Here, there is no question that the CCA Policies were predominantly internal, as they set forth the procedures for segregation of inmates.  OIP fails to see how their disclosure would significantly risk the circumvention of agency regulations concerning the security of the prisons or the control of inmates.  The SIM and SHIP Policies contain no sensitive information that would jeopardize the lives or safety of any inmates or staff or the security of the prison, and they merely set forth the procedures to be followed when inmates are placed into segregation, including inmates’ due process rights.

OIP had previously examined similar PSD policies and had concluded in that case that disclosure of PSD’s Policy No. COR.11.03, entitled “Protective Custody Management,” would not result in the frustration of a legitimate government function by significantly risking the circumvention of prison security measures.

OIP’s review of PSD’s website showed that a similar policy setting forth PSD’s procedures for “Administrative Segregation and Disciplinary Segregation” was readily available and marked as “Not-Confidential.”  PSD has also recognized in its Policy No.
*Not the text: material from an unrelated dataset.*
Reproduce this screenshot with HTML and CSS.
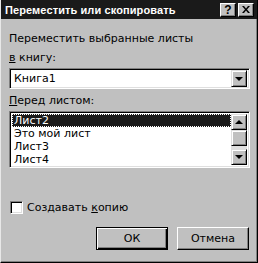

COR.05.03 that “[p]olicies create standards or regulation designed to govern inmate behavior or protect their rights.  Since inmates are to be held accountable for their behavior, they must be made aware of these policies.”  Both PSD’s and CCA’s segregation Policies fall within this description of standards designed to govern inmate behavior or protect their rights, which should be provided to inmates to hold them accountable for their behavior.

The disclosure of the SIM and SHIP Policies, including the portions that were withheld in U APPEAL 15-6, would not significantly risk the circumvention of agency regulations concerning the security of the prisons or the control of inmates, and must be disclosed to Requester.